_Data to process_
■ ■ ■ ■ ■ ■ ■

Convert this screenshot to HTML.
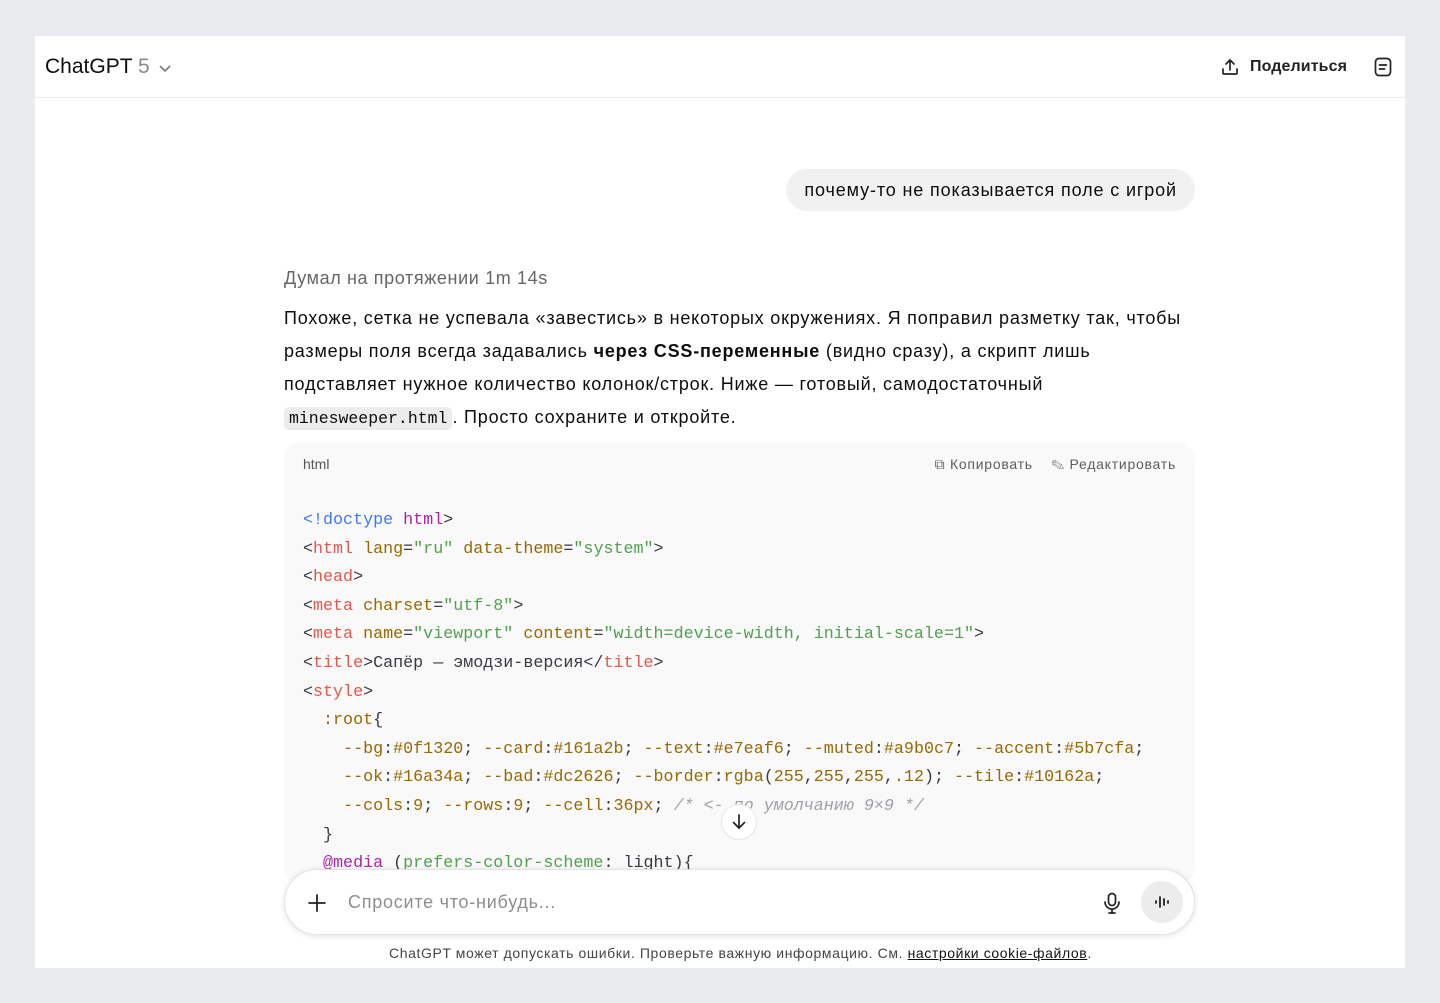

■ ■ ■ ■ ■ ■ ■

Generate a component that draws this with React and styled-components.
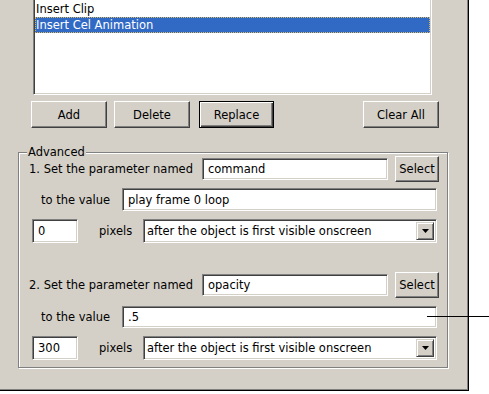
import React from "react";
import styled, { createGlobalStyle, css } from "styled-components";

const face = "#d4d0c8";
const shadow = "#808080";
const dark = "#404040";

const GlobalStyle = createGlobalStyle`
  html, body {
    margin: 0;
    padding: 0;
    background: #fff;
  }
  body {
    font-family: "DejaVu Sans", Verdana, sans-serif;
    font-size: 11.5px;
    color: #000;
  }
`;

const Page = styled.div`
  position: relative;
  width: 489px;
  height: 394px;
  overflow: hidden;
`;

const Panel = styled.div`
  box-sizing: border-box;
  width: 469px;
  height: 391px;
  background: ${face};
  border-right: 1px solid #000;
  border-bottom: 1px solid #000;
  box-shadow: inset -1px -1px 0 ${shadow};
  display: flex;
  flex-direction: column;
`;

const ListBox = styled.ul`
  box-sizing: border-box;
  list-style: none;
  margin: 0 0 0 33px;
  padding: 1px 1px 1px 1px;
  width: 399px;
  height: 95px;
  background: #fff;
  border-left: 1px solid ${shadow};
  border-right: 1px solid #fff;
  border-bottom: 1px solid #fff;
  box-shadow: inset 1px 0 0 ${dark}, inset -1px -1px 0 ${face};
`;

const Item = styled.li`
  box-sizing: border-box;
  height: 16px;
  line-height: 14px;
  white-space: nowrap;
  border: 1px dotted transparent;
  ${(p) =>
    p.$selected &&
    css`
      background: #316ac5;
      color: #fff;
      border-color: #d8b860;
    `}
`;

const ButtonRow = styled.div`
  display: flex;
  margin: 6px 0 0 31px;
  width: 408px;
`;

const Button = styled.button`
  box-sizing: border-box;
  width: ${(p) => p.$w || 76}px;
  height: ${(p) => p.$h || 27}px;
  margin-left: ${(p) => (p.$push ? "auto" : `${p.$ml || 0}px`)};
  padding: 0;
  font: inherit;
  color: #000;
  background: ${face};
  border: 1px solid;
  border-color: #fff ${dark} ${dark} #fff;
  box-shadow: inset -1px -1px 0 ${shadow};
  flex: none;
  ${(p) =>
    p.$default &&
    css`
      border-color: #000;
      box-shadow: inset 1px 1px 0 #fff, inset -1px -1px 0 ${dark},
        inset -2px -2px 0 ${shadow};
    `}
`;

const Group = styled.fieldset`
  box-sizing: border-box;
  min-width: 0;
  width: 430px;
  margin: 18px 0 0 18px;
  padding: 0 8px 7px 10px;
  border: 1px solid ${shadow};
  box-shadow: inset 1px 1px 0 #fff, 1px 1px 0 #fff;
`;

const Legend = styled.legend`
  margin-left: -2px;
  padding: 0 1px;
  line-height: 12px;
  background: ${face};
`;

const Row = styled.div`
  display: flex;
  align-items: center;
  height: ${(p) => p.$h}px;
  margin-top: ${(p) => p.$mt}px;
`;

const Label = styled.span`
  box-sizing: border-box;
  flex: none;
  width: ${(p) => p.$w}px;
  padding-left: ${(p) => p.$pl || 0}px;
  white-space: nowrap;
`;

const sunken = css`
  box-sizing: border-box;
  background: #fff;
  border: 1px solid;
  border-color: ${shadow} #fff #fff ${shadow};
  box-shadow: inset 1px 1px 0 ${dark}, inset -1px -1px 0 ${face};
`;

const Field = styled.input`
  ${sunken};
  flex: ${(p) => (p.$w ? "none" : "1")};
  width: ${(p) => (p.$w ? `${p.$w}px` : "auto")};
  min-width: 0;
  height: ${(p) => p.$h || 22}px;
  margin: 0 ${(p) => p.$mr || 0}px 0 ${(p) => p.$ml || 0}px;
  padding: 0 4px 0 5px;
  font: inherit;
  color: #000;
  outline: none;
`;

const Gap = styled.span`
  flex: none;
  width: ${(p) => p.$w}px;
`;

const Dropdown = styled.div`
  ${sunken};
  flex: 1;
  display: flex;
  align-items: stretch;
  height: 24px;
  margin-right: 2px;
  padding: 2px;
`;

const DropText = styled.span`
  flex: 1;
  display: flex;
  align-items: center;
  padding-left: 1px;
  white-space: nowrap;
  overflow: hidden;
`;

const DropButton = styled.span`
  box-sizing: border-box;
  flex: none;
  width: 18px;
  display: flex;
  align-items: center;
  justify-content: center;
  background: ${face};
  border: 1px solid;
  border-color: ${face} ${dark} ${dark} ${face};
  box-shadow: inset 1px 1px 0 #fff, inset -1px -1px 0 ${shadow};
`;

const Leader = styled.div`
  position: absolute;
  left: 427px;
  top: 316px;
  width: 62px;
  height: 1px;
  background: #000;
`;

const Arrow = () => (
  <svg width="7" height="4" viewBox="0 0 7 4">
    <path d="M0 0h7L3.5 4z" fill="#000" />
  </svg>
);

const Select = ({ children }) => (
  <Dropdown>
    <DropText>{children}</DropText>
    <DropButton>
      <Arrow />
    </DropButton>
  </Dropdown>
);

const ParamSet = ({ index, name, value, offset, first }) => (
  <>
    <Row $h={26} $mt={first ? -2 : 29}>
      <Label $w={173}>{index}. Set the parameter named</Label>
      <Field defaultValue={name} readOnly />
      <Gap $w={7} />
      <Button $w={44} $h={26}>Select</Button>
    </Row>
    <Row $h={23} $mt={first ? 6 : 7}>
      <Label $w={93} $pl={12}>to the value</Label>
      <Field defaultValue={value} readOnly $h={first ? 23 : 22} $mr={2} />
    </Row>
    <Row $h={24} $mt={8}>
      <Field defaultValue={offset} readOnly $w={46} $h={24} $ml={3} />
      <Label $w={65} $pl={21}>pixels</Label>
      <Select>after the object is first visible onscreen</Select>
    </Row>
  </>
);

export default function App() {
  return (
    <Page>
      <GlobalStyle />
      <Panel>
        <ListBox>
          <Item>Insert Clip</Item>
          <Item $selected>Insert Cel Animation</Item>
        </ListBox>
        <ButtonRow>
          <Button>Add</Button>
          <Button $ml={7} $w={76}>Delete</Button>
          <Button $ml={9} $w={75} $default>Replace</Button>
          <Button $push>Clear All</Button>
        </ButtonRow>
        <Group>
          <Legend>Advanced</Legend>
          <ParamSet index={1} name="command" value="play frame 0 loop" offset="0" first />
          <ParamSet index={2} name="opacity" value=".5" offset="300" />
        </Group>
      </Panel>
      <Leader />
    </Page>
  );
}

■ ■ ■ ■ ■ ■ ■

Return a copy of every line that includes the word "React".

_Written reply_
Generate a component that draws this with React and styled-components.
import React from "react";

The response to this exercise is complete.